Over the summer, I read a number of reports and articles that tracked trends in philanthropy. These “signals from the future” are the basis for a small series of blog posts.
In June, the Monitor Institute released the What’s Next for Community Philanthropy toolkit for community foundations and their peers. The toolkit kicks off with a report that all types of grantmakers and grantseekers should find valuable, Shift Happens: Understanding How the World is Changing.
Shift Happens summarizes data and other analyses around six categories of global trends that will alter local communities in the next decade:
- Changing faces – the new majority in the U.S., immigration, Millennials, and Baby Boomers
- Emerging technologies – growing connectedness, big data, information access and sharing
- Divided communities – economic inequality, social capital, political polarization, race and ethnicity
- Future economy – knowledge economy, globalization, localism, innovation and entrepreneurship
- Environmental uncertainty – climate change, disaster efforts, sustainability
- Changing philanthropy – donor choice, power of the crowd, responsible business, impact investing, government devolution
To be sure, not all trends will reach all communities in the same way or same timeframe. But, the report would serve as a great discussion item for staff and board meetings and as a useful backdrop for strategic planning efforts. The report’s sections can be downloaded separately and the toolkit provides examples of nonprofits and foundations leaning into these changes.
I was particularly interested in the changing philanthropy section and its graphic of donors’ choices for effecting social change:
The graphic complements those used by Lucy Bernholz in her writing and consulting on the social economy. And, donors’ use of a wider range of social giving tools rings true for me, both in my own giving and in that of friends and colleagues in Pittsburgh and other cities.

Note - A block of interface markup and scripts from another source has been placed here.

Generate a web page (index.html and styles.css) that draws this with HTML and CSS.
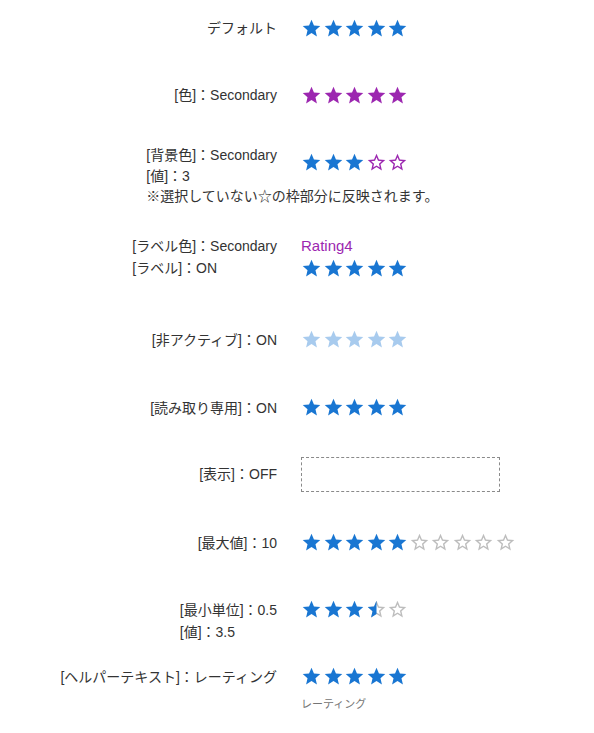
FILE: index.html
```html
<!DOCTYPE html>
<html lang="ja">
<head>
    <meta charset="UTF-8">
    <meta name="viewport" content="width=device-width, initial-scale=1.0">
    <title>Rating</title>
    <link rel="stylesheet" href="styles.css">
</head>
<body>

    <!-- star shapes shared by every rating below -->
    <svg class="defs" aria-hidden="true">
        <symbol id="star-full" viewBox="0 0 24 24">
            <path d="M12 17.27L18.18 21l-1.64-7.03L22 9.24l-7.19-.61L12 2 9.19 8.63 2 9.24l5.46 4.73L5.82 21z"/>
        </symbol>
        <symbol id="star-empty" viewBox="0 0 24 24">
            <path d="M22 9.24l-7.19-.62L12 2 9.19 8.63 2 9.24l5.46 4.73L5.82 21 12 17.27 18.18 21l-1.63-7.03L22 9.24zM12 15.4l-3.76 2.27 1-4.28-3.32-2.88 4.38-.38L12 6.1l1.71 4.04 4.38.38-3.32 2.88 1 4.28L12 15.4z"/>
        </symbol>
        <clipPath id="left-half">
            <rect x="0" y="0" width="12" height="24"/>
        </clipPath>
    </svg>

    <div class="page">

        <div class="row gap-45">
            <div class="label">デフォルト</div>
            <div class="stars">
                <svg class="star"><use href="#star-full"/></svg>
                <svg class="star"><use href="#star-full"/></svg>
                <svg class="star"><use href="#star-full"/></svg>
                <svg class="star"><use href="#star-full"/></svg>
                <svg class="star"><use href="#star-full"/></svg>
            </div>
        </div>

        <div class="row gap-39">
            <div class="label">[色]：Secondary</div>
            <div class="stars secondary">
                <svg class="star"><use href="#star-full"/></svg>
                <svg class="star"><use href="#star-full"/></svg>
                <svg class="star"><use href="#star-full"/></svg>
                <svg class="star"><use href="#star-full"/></svg>
                <svg class="star"><use href="#star-full"/></svg>
            </div>
        </div>

        <div class="row gap-28">
            <div class="label compact">
                <div>[背景色]：Secondary</div>
                <div>[値]：3</div>
                <div class="note">※選択していない☆の枠部分に反映されます。</div>
            </div>
            <div class="stars drop">
                <svg class="star"><use href="#star-full"/></svg>
                <svg class="star"><use href="#star-full"/></svg>
                <svg class="star"><use href="#star-full"/></svg>
                <svg class="star secondary"><use href="#star-empty"/></svg>
                <svg class="star secondary"><use href="#star-empty"/></svg>
            </div>
        </div>

        <div class="row gap-49">
            <div class="label">
                <div>[ラベル色]：Secondary</div>
                <div>[ラベル]：ON</div>
            </div>
            <div>
                <div class="rating-label">Rating4</div>
                <div class="stars">
                    <svg class="star"><use href="#star-full"/></svg>
                    <svg class="star"><use href="#star-full"/></svg>
                    <svg class="star"><use href="#star-full"/></svg>
                    <svg class="star"><use href="#star-full"/></svg>
                    <svg class="star"><use href="#star-full"/></svg>
                </div>
            </div>
        </div>

        <div class="row gap-46">
            <div class="label">[非アクティブ]：ON</div>
            <div class="stars disabled">
                <svg class="star"><use href="#star-full"/></svg>
                <svg class="star"><use href="#star-full"/></svg>
                <svg class="star"><use href="#star-full"/></svg>
                <svg class="star"><use href="#star-full"/></svg>
                <svg class="star"><use href="#star-full"/></svg>
            </div>
        </div>

        <div class="row gap-38">
            <div class="label">[読み取り専用]：ON</div>
            <div class="stars">
                <svg class="star"><use href="#star-full"/></svg>
                <svg class="star"><use href="#star-full"/></svg>
                <svg class="star"><use href="#star-full"/></svg>
                <svg class="star"><use href="#star-full"/></svg>
                <svg class="star"><use href="#star-full"/></svg>
            </div>
        </div>

        <div class="row centered gap-40">
            <div class="label">[表示]：OFF</div>
            <div class="hidden-box"></div>
        </div>

        <div class="row gap-45">
            <div class="label">[最大値]：10</div>
            <div class="stars">
                <svg class="star"><use href="#star-full"/></svg>
                <svg class="star"><use href="#star-full"/></svg>
                <svg class="star"><use href="#star-full"/></svg>
                <svg class="star"><use href="#star-full"/></svg>
                <svg class="star"><use href="#star-full"/></svg>
                <svg class="star off"><use href="#star-empty"/></svg>
                <svg class="star off"><use href="#star-empty"/></svg>
                <svg class="star off"><use href="#star-empty"/></svg>
                <svg class="star off"><use href="#star-empty"/></svg>
                <svg class="star off"><use href="#star-empty"/></svg>
            </div>
        </div>

        <div class="row gap-23">
            <div class="label">
                <div>[最小単位]：0.5</div>
                <div>[値]：3.5</div>
            </div>
            <div class="stars">
                <svg class="star"><use href="#star-full"/></svg>
                <svg class="star"><use href="#star-full"/></svg>
                <svg class="star"><use href="#star-full"/></svg>
                <svg class="star" viewBox="0 0 24 24">
                    <use href="#star-empty" class="off"/>
                    <use href="#star-full" clip-path="url(#left-half)"/>
                </svg>
                <svg class="star off"><use href="#star-empty"/></svg>
            </div>
        </div>

        <div class="row">
            <div class="label">[ヘルパーテキスト]：レーティング</div>
            <div>
                <div class="stars">
                    <svg class="star"><use href="#star-full"/></svg>
                    <svg class="star"><use href="#star-full"/></svg>
                    <svg class="star"><use href="#star-full"/></svg>
                    <svg class="star"><use href="#star-full"/></svg>
                    <svg class="star"><use href="#star-full"/></svg>
                </div>
                <div class="helper">レーティング</div>
            </div>
        </div>

    </div>

</body>
</html>
```

FILE: styles.css
```css
body {
    font-family: "Liberation Sans", "Noto Sans CJK JP", sans-serif;
    font-size: 14px;
    color: #333;
    background-color: white;
    margin: 0;
    padding: 0;
}
.defs {
    position: absolute;
    width: 0;
    height: 0;
}
.page {
    padding-top: 17px;
}

/* label on the left, rating on the right */
.row {
    display: grid;
    grid-template-columns: 277px 1fr;
    column-gap: 24px;
    align-items: start;
}
.row.centered {
    align-items: center;
}
.gap-23 { margin-bottom: 23px; }
.gap-28 { margin-bottom: 28px; }
.gap-38 { margin-bottom: 38px; }
.gap-39 { margin-bottom: 39px; }
.gap-40 { margin-bottom: 40px; }
.gap-45 { margin-bottom: 45px; }
.gap-46 { margin-bottom: 46px; }
.gap-49 { margin-bottom: 49px; }

.label {
    justify-self: end;
    text-align: left;
    line-height: 22px;
}
.label.compact {
    line-height: 20.5px;
}
.note {
    width: 0;
    white-space: nowrap;
}

/* stars */
.stars {
    display: flex;
    align-items: center;
    height: 22px;
    color: #1976d2; /* primary blue */
}
.stars.drop {
    margin-top: 6px;
}
.star {
    width: 21px;
    height: 21px;
    margin-right: 0.5px;
    fill: currentColor;
    flex-shrink: 0;
}
.secondary {
    color: #9c27b0; /* purple */
}
.disabled {
    color: #a8cbee; /* faded blue */
}
.off {
    color: #bdbdbd;
    fill: #bdbdbd;
}

.rating-label {
    color: #9c27b0;
    font-size: 15px;
    line-height: 22px;
    margin-bottom: 1px;
}
.helper {
    margin-top: 8px;
    font-size: 11px;
    line-height: 16px;
    color: #757575;
}

/* placeholder for a rating that is not shown */
.hidden-box {
    width: 197px;
    height: 33px;
    border: 1px dashed #8a8a8a;
}
```
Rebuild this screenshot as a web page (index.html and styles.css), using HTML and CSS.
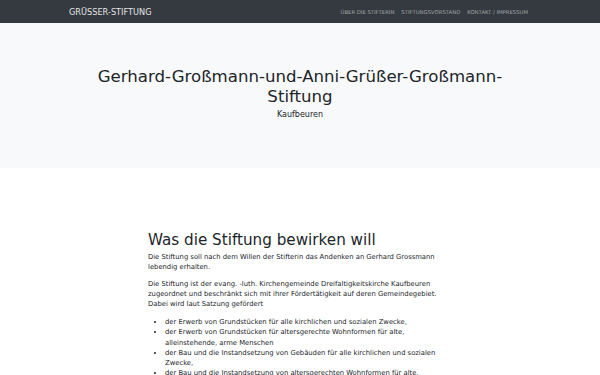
FILE: index.html
```
<!DOCTYPE html>
<html lang="de">
<head>
    <meta charset="UTF-8">
    <meta name="viewport" content="width=device-width, initial-scale=1.0">
    <title>Grüßer-Stiftung</title>
    <link rel="stylesheet" href="styles.css">
</head>
<body>
    <nav class="navbar">
        <a class="brand" href="#">Grüsser-Stiftung</a>
        <ul class="nav-links">
            <li><a href="#">Über die Stifterin</a></li>
            <li><a href="#">Stiftungsvorstand</a></li>
            <li><a href="#">Kontakt / Impressum</a></li>
        </ul>
    </nav>

    <header class="jumbotron">
        <h1>Gerhard-Großmann-und-Anni-Grüßer-Großmann-<br>Stiftung</h1>
        <p class="lead">Kaufbeuren</p>
    </header>

    <main class="content">
        <h2>Was die Stiftung bewirken will</h2>
        <p>Die Stiftung soll nach dem Willen der Stifterin das Andenken an Gerhard Grossmann lebendig erhalten.</p>
        <p>Die Stiftung ist der evang. -luth. Kirchengemeinde Dreifaltigkeitskirche Kaufbeuren zugeordnet und beschränkt sich mit ihrer Fördertätigkeit auf deren Gemeindegebiet. Dabei wird laut Satzung gefördert</p>
        <ul>
            <li>der Erwerb von Grundstücken für alle kirchlichen und sozialen Zwecke,</li>
            <li>der Erwerb von Grundstücken für altersgerechte Wohnformen für alte, alleinstehende, arme Menschen</li>
            <li>der Bau und die Instandsetzung von Gebäuden für alle kirchlichen und sozialen Zwecke,</li>
            <li>der Bau und die Instandsetzung von altersgerechten Wohnformen für alte, alleinstehende, arme Menschen</li>
        </ul>
    </main>
</body>
</html>
```

FILE: styles.css
```
body {
    margin: 0;
    font-family: "DejaVu Sans", sans-serif;
    font-size: 6.8px;
    line-height: 10px;
    color: #212529;
    background: white;
}
a {
    text-decoration: none;
}
.navbar {
    display: flex;
    align-items: center;
    justify-content: space-between;
    height: 23px;
    padding: 0 72px 0 69px;
    background-color: #343a40;
}
.brand {
    font-size: 8.2px;
    text-transform: uppercase;
    color: #e4e5e6;
}
.nav-links {
    display: flex;
    gap: 7px;
    margin: 0;
    padding: 0;
    list-style: none;
}
.nav-links a {
    font-size: 5.3px;
    text-transform: uppercase;
    color: #a3a6a9;
}
.jumbotron {
    height: 145px;
    padding-top: 44px;
    box-sizing: border-box;
    background-color: #f8f9fa;
    text-align: center;
}
.jumbotron h1 {
    margin: 0;
    font-size: 16.6px;
    font-weight: normal;
    line-height: 20px;
}
.lead {
    margin: 2px 0 0;
    font-size: 8px;
    line-height: 12px;
}
.content {
    width: 304px;
    margin: 0 auto;
    padding-top: 63px;
}
.content h2 {
    margin: 0 0 3px;
    font-size: 15.2px;
    font-weight: normal;
    line-height: 18px;
}
.content p {
    margin: 0 0 7px;
}
.content ul {
    margin: 8px 0 0;
    padding-left: 17px;
}
.content li {
    line-height: 10.3px;
}
```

Every few years, Monitor has released a report or toolkit helping donors and foundations look ahead. Before the new toolkit, it released What’s Next for Philanthropy: Acting Bigger and Adapting Better in a Networked World in 2010. Foundations and donor families that I knew largely ignored the report. Perhaps my set of relationships wasn’t a good gauge of the larger universe of grantmakers. Or perhaps the report was the right information at the wrong time, with most foundations, nonprofits, and communities in retrench mode as they dealt with the recession. Unfortunately, they lost the opportunity that crisis presents to significantly rethink an organization’s operations, mission, and processes.
It is too easy for grantmakers to ignore documents such as Shift Happens. Some will feel “too small to care” – their values-based giving, passion for existing grantees, and/or internal family dynamics taking priority over any external trends. Many will feel “too big to fail” – using their large endowments and history to bypass or actively work against trends. And others will feel “too shocked to shift” – becoming overwhelmed with the scale of the trends and unable to discern how their grantmaking can react.
Then again, maybe I shouldn’t worry about institutionalized philanthropy paying attention to Shift Happens. Institutionalized philanthropy – endowed foundations, corporate foundations, and government grantmakers – may not be built for accommodating those shifts. As former foundation CEO Gara Lamarche wrote in his recent Democracy and the Donor Class article:
Courageous risk-taking is not what most people associate with foundations, whose boards and senior leadership are often dominated by establishment types.
The current and future generations of donors are more diverse and likely more collaborative than their predecessors. Hopefully, they’ll lead the way in more nimble, creative responses to the signals from the future in Shift Happens.